La situation était chaotique dans le centre de Khartoum ce dimanche. La police anti-émeute a été déployée aux principaux carrefours de la capitale, tandis que les autorités soudanaises ont fermé toutes les routes entourant le quartier général de l’armée avec des barbelés et des blocs de béton.

Ambiance festive alors que la foule atteint le palais de la présidence

Le 19 décembre au Soudan est une date hautement symbolique qui célèbre le troisième anniversaire du début de la révolution qui a renversé Omar el-Béchir après 30 ans de dictature. C’était aussi, ce dimanche, la neuvième marche du million annoncée contre le coup d’État militaire du 25 octobre mené par le général Abdel Fattah al-Burhan.

Les manifestants, venus de tous les quartiers, réussissent d’abord à traverser les ponts qui enjambent le Nil, faisant reculer les militaires déployés. Beaucoup brandissent des portraits de martyrs, les 45 personnes tuées au cours des différentes manifestations qui ont lieu depuis le coup d’État d’octobre.

La police se retire et la foule débarque devant les portes du palais présidentiel. L’ambiance est alors festive. « C’est la preuve que le peuple soudanais est plus fort, assure un homme. Nous pouvons faire tomber ce régime comme nous avons fait tombé celui qui le précède. C’est aussi une preuve que la répression ne nous arrête pas. C’est une preuve pour le monde entier. Ils doivent respecter la volonté du peuple. Nous, les Soudanais, on ne se laissera pas gouverner par qui que se soit qui ne représente pas la volonté du peuple. »

Pendant plusieurs heures, les manifestants y croient. Ils réclament la chute du général Al-Burhan et du Conseil de souveraineté.

« Pas de négociation, pas de partenariat, pas de compromis avec la junte »

Mais la joie fut de courte durée. En quelques minutes, les forces de la répression contre-attaque. L’air est saturé de gaz lacrymogène.

Une femme reprend sa respiration dans une rue adjacente : « Ils tuent nos enfants et nous frappent. Burhane [général, chef du Conseil souverain, NDLR] , Hemetti [général, numéro 2 du régime], Kabashi [général, porte-parole] sont des bandits et Hamdok [Premier ministre, civil] est dans leur camp. Le pouvoir militaire doit chuter. Nous voulons être gouvernés par une personnalité consciencieuse. Nous voulons un pouvoir 100% civil. Pas de négociation, pas de partenariat, pas de compromis avec la junte. »

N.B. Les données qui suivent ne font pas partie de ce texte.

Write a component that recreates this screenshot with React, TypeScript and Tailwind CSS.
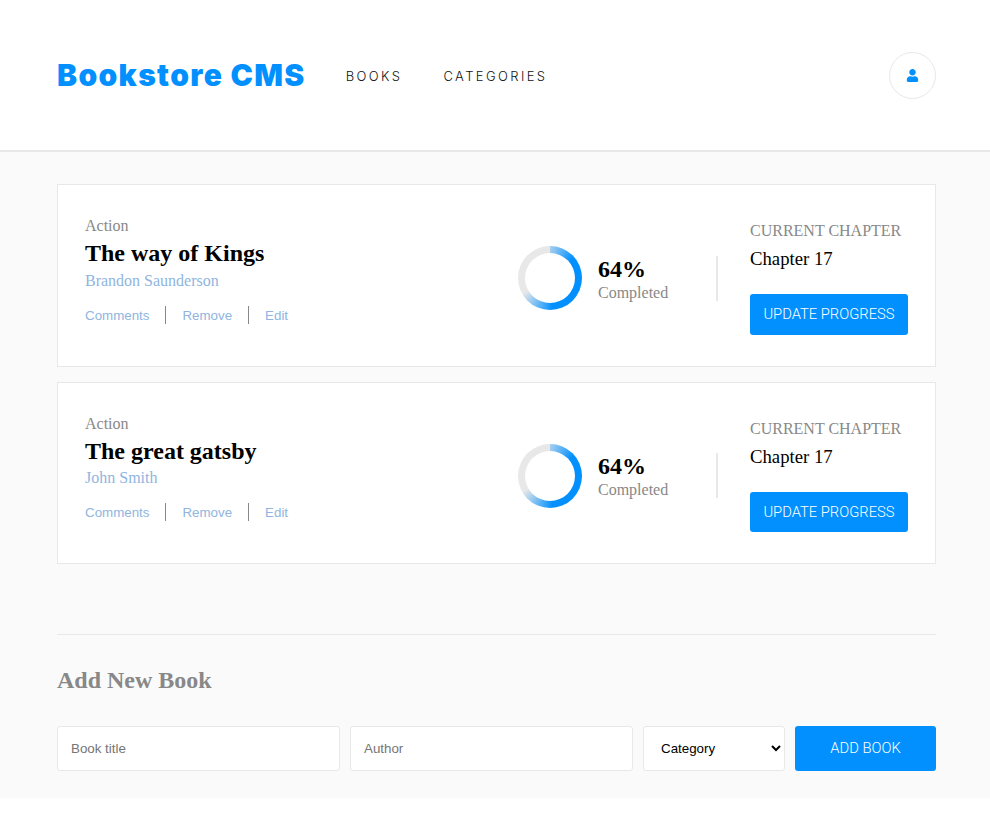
import { FaUser } from 'react-icons/fa';

const books = [
  { id: 1, category: 'Action', title: 'The way of Kings', author: 'Brandon Saunderson' },
  { id: 2, category: 'Action', title: 'The great gatsby', author: 'John Smith' },
];

const BookCard = ({ category, title, author }: { category: string; title: string; author: string }) => (
  <div className="mb-[15px] flex h-[182.5px] border border-[#e8e8e8] bg-white px-[27px] pt-[31px] font-['Liberation_Serif',serif]">
    <div className="w-[433px]">
      <p className="text-[16px] leading-[20px] text-[#888888]">{category}</p>
      <h2 className="text-[24px] font-bold leading-[34px] text-black">{title}</h2>
      <p className="-mt-[0.5px] text-[16px] leading-[22px] text-[#8fb5e0]">{author}</p>
      <div className="mt-[14px] flex items-center font-['Liberation_Sans',sans-serif] text-[13.33px] text-[#8fb5e0]">
        <span className="border-r border-[#888888] pr-4 pt-px leading-[17px]">Comments</span>
        <span className="border-r border-[#888888] px-4 pt-px leading-[17px]">Remove</span>
        <span className="pl-4 pt-px leading-[17px]">Edit</span>
      </div>
    </div>
    <div className="mt-[30px] flex h-[64px] w-[200px] items-center">
      <div className="flex h-[64px] w-[64px] items-center justify-center rounded-full bg-[conic-gradient(#e8e8e8_-20deg,#0290ff_50deg,#0290ff_175deg,#e8e8e8_240deg)]">
        <div className="h-[50px] w-[50px] rounded-full bg-white" />
      </div>
      <div className="ml-4">
        <p className="text-[24px] font-bold leading-[28px] text-black">64%</p>
        <p className="text-[16px] leading-[19px] text-[#888888]">Completed</p>
      </div>
      <div className="ml-auto h-[45px] w-[2px] bg-[#e8e8e8]" />
    </div>
    <div className="ml-[32px] w-[158px]">
      <p className="mt-[4px] text-[16px] leading-[22px] text-[#888888]">CURRENT CHAPTER</p>
      <p className="mt-[6px] text-[18.72px] leading-[22px] text-black">Chapter 17</p>
      <button className="mt-[24px] h-[40.5px] w-[158px] rounded-[3px] bg-[#0290ff] font-['Roboto',sans-serif] text-[14.75px] font-light text-white">
        UPDATE PROGRESS
      </button>
    </div>
  </div>
);

const App = () => (
  <div className="h-[818px] bg-white">
    <header className="flex h-[152px] items-center border-b-2 border-[#e8e8e8] bg-white pl-[57px] pr-[54px]">
      <h1 className="font-['Inter',sans-serif] text-[30px] font-black tracking-[1.35px] text-[#0290ff]">Bookstore CMS</h1>
      <nav className="ml-10 mt-[3px] flex gap-[41px] font-['Inter',sans-serif] text-[13px] font-light tracking-[2.4px] text-[#121212]">
        <span>BOOKS</span>
        <span>CATEGORIES</span>
      </nav>
      <div className="ml-auto flex h-[47px] w-[47px] items-center justify-center rounded-full border border-[#e8e8e8]">
        <FaUser className="h-[13px] w-[13px] text-[#0290ff]" />
      </div>
    </header>
    <main className="h-[646px] bg-[#fafafa] pl-[57px] pr-[54px] pt-[32px]">
      {books.map((b) => (
        <BookCard key={b.id} category={b.category} title={b.title} author={b.author} />
      ))}
      <div className="mt-[70px] border-t border-[#e8e8e8] pt-[30px]">
        <h3 className="font-['Liberation_Serif',serif] text-[24px] font-bold leading-[30px] text-[#888888]">Add New Book</h3>
        <form className="mt-[31px] flex gap-[10px] font-['Liberation_Sans',sans-serif] text-[13.33px]">
          <input placeholder="Book title" className="h-[45px] w-[283px] rounded-[3px] border border-[#e8e8e8] bg-white px-[13px] placeholder:text-[#757575]" />
          <input placeholder="Author" className="h-[45px] w-[283px] rounded-[3px] border border-[#e8e8e8] bg-white px-[13px] placeholder:text-[#757575]" />
          <select className="h-[45px] w-[142px] rounded-[3px] border border-[#e8e8e8] bg-white px-[13px] text-black">
            <option>Category</option>
          </select>
          <button type="button" className="h-[45px] w-[141px] rounded-[3px] bg-[#0290ff] font-['Roboto',sans-serif] text-[14.75px] font-light text-white">ADD BOOK</button>
        </form>
      </div>
    </main>
  </div>
);

export default App;
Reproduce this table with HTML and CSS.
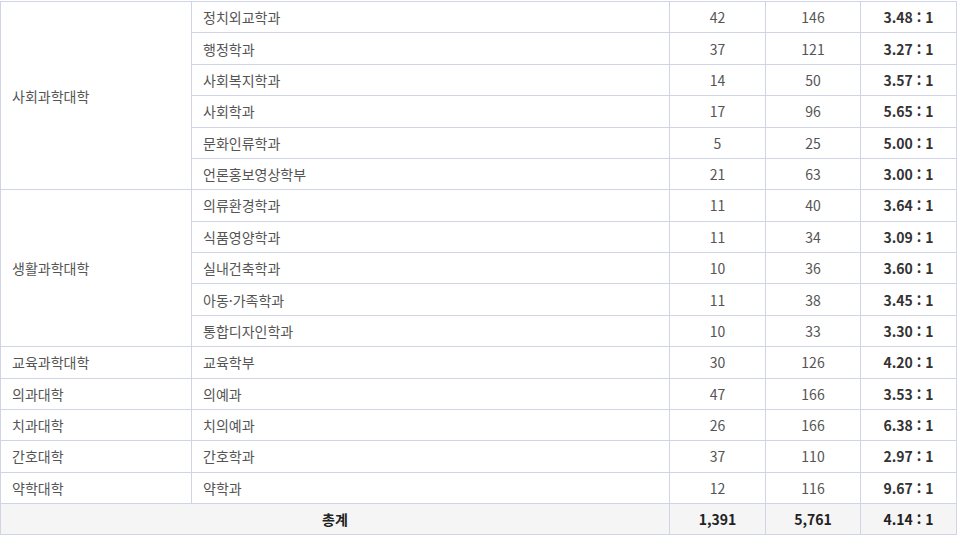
FILE: index.html
```html
<!DOCTYPE html>
<html lang="ko">

<head>
    <meta charset="UTF-8">
    <meta name="viewport" content="width=device-width, initial-scale=1.0">
    <title>모집단위별 경쟁률</title>
    <link rel="stylesheet" href="styles.css">
</head>

<body>
    <table class="rate-table">
        <colgroup>
            <col class="col-college">
            <col class="col-dept">
            <col class="col-num">
            <col class="col-num2">
            <col class="col-num">
        </colgroup>
        <tbody>
            <tr>
                <td class="college" rowspan="6">사회과학대학</td>
                <td>정치외교학과</td>
                <td class="num">42</td>
                <td class="num">146</td>
                <td class="rate">3.48 : 1</td>
            </tr>
            <tr>
                <td>행정학과</td>
                <td class="num">37</td>
                <td class="num">121</td>
                <td class="rate">3.27 : 1</td>
            </tr>
            <tr>
                <td>사회복지학과</td>
                <td class="num">14</td>
                <td class="num">50</td>
                <td class="rate">3.57 : 1</td>
            </tr>
            <tr>
                <td>사회학과</td>
                <td class="num">17</td>
                <td class="num">96</td>
                <td class="rate">5.65 : 1</td>
            </tr>
            <tr>
                <td>문화인류학과</td>
                <td class="num">5</td>
                <td class="num">25</td>
                <td class="rate">5.00 : 1</td>
            </tr>
            <tr>
                <td>언론홍보영상학부</td>
                <td class="num">21</td>
                <td class="num">63</td>
                <td class="rate">3.00 : 1</td>
            </tr>
            <tr>
                <td class="college" rowspan="5">생활과학대학</td>
                <td>의류환경학과</td>
                <td class="num">11</td>
                <td class="num">40</td>
                <td class="rate">3.64 : 1</td>
            </tr>
            <tr>
                <td>식품영양학과</td>
                <td class="num">11</td>
                <td class="num">34</td>
                <td class="rate">3.09 : 1</td>
            </tr>
            <tr>
                <td>실내건축학과</td>
                <td class="num">10</td>
                <td class="num">36</td>
                <td class="rate">3.60 : 1</td>
            </tr>
            <tr>
                <td>아동·가족학과</td>
                <td class="num">11</td>
                <td class="num">38</td>
                <td class="rate">3.45 : 1</td>
            </tr>
            <tr>
                <td>통합디자인학과</td>
                <td class="num">10</td>
                <td class="num">33</td>
                <td class="rate">3.30 : 1</td>
            </tr>
            <tr>
                <td class="college">교육과학대학</td>
                <td>교육학부</td>
                <td class="num">30</td>
                <td class="num">126</td>
                <td class="rate">4.20 : 1</td>
            </tr>
            <tr>
                <td class="college">의과대학</td>
                <td>의예과</td>
                <td class="num">47</td>
                <td class="num">166</td>
                <td class="rate">3.53 : 1</td>
            </tr>
            <tr>
                <td class="college">치과대학</td>
                <td>치의예과</td>
                <td class="num">26</td>
                <td class="num">166</td>
                <td class="rate">6.38 : 1</td>
            </tr>
            <tr>
                <td class="college">간호대학</td>
                <td>간호학과</td>
                <td class="num">37</td>
                <td class="num">110</td>
                <td class="rate">2.97 : 1</td>
            </tr>
            <tr>
                <td class="college">약학대학</td>
                <td>약학과</td>
                <td class="num">12</td>
                <td class="num">116</td>
                <td class="rate">9.67 : 1</td>
            </tr>
            <tr class="total">
                <td colspan="2">총계</td>
                <td>1,391</td>
                <td>5,761</td>
                <td>4.14 : 1</td>
            </tr>
        </tbody>
    </table>
</body>

</html>
```

FILE: styles.css
```css
body {
    margin: 0;
    padding-top: 1px;
    background: #fff;
    font-family: 'Noto Sans CJK KR', sans-serif;
    font-size: 14px;
    color: #555;
}

.rate-table {
    width: 957px;
    border-collapse: collapse;
    table-layout: fixed;
}

.col-college {
    width: 191px;
}

.col-dept {
    width: 478px;
}

.col-num {
    width: 96px;
}

.col-num2 {
    width: 95px;
}

.rate-table td {
    height: 30.375px;
    padding: 0 11px;
    border: 1px solid #cfd5e6;
    line-height: 20px;
    vertical-align: middle;
}

.rate-table .num {
    text-align: center;
}

.rate-table .rate {
    text-align: center;
    font-weight: bold;
    color: #333;
}

.total td {
    background: #f5f5f5;
    text-align: center;
    font-weight: bold;
    color: #222;
}
```
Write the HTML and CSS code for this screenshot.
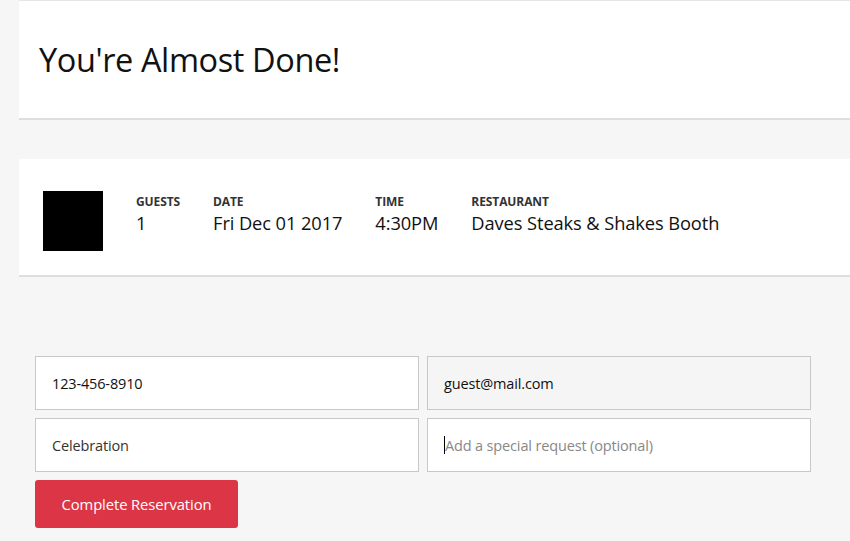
FILE: index.html
```html
<!DOCTYPE html>
<html>
<head>
<meta charset="utf-8">
<link rel="stylesheet" href="styles.css">
</head>
<body>
<div class="page">
  <header class="card header">
    <h1 class="title">You're Almost Done!</h1>
  </header>
  <section class="card summary">
    <div class="thumb"></div>
    <div class="info">
      <div class="label">GUESTS</div>
      <div class="value">1</div>
    </div>
    <div class="info">
      <div class="label">DATE</div>
      <div class="value">Fri Dec 01 2017</div>
    </div>
    <div class="info">
      <div class="label">TIME</div>
      <div class="value">4:30PM</div>
    </div>
    <div class="info">
      <div class="label">RESTAURANT</div>
      <div class="value">Daves Steaks &amp; Shakes Booth</div>
    </div>
  </section>
  <form class="form">
    <div class="grid">
      <div class="field">123-456-8910</div>
      <div class="field readonly">guest@mail.com</div>
      <div class="field muted">Celebration</div>
      <div class="field placeholder"><span class="caret"></span>Add a special request (optional)</div>
    </div>
    <button type="button" class="btn">Complete Reservation</button>
  </form>
</div>
</body>
</html>
```
FILE: styles.css
```css
* { box-sizing: border-box; }
html, body { margin: 0; padding: 0; }
body {
  background: #f6f6f6;
  font-family: "Open Sans", "Noto Sans", sans-serif;
  color: #111;
  width: 850px;
  height: 541px;
  overflow: hidden;
}
.page { padding-left: 19px; }
.card {
  background: #fff;
  border-bottom: 2px solid #dedede;
}
.header {
  border-top: 1px solid #e6e6e6;
  height: 120px;
  padding: 35px 20px 0;
}
.title {
  margin: 0;
  font-weight: 400;
  font-size: 32.5px;
  line-height: 48px;
  letter-spacing: -0.4px;
}
.summary {
  margin-top: 39px;
  height: 118px;
  padding: 32px 24px 0;
  display: flex;
  align-items: flex-start;
  gap: 33px;
}
.thumb { width: 60px; height: 60px; background: #000; flex: none; }
.info { padding-top: 3px; }
.label {
  font-size: 12px;
  font-weight: 700;
  color: #333;
  line-height: 16px;
  letter-spacing: -0.1px;
}
.value {
  font-size: 18.3px;
  line-height: 26px;
  color: #111;
  letter-spacing: -0.1px;
}
.form { padding: 79px 0 0 16px; }
.grid {
  display: grid;
  grid-template-columns: 384px 384px;
  column-gap: 8px;
  row-gap: 8px;
}
.field {
  height: 54px;
  border: 1px solid #c8c8c8;
  background: #fff;
  padding: 0 16px;
  display: flex;
  align-items: center;
  font-size: 14.5px;
  color: #111;
  letter-spacing: -0.15px;
}
.field.readonly { background: #f5f5f5; }
.field.muted { color: #333; }
.field.placeholder { color: #888; }
.caret { width: 1px; height: 18px; background: #000; }
.btn {
  margin-top: 8px;
  width: 203px;
  height: 48px;
  border: none;
  border-radius: 3px;
  background: #dc3545;
  color: #fff;
  font-family: inherit;
  font-size: 14.8px;
  letter-spacing: -0.1px;
  cursor: pointer;
}
```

Les tirs à balles en caoutchouc et réelles sifflent dans tous les sens. Il y a des bousculades. Des unités de la police, de l’armée et des Forces de soutien rapide se lancent aux trousses des protestataires dans les rues du centre-ville.

Les comités de résistance qui avaient appelé à l’organisation d’un sit-in pacifique devant le palais font machine arrière et demandent aux cortèges de se disperser pour éviter un bain de sang. La foule recule, mais repart aussitôt de l’avant. Les manifestants le disent : ils n’ont plus peur de rien.

Message à la communauté internationale

Les nombreux blessés sont évacués à moto ou sur des brancards de fortune. Plus de 200 sont recueillis dans les hôpitaux.

Une femme a été violée par un homme en uniforme.

De nombreuses arrestations ont par ailleurs été recensées jusque tard dans la soirée, même après que les comité de résistance avaient appelé les civils à rentrer dans leurs quartiers. Sur les murs de Khartoum, certains traçaient déjà à l’aérosol la date de la prochaine manifestation contre la junte militaire. Les pro-démocratie se donnent rendez-vous dans les rues le 25 décembre. La mobilisation ne s’essouffle pas et ne s’essoufflera pas, disent les manifestants, tant que le pouvoir ne sera pas 100% civil.

Beaucoup souhaitent faire passer ce message à la communauté internationale qui soutient aujourd’hui l’accord signé par le Premier ministre Abdallah Hamdok et la junte militaire.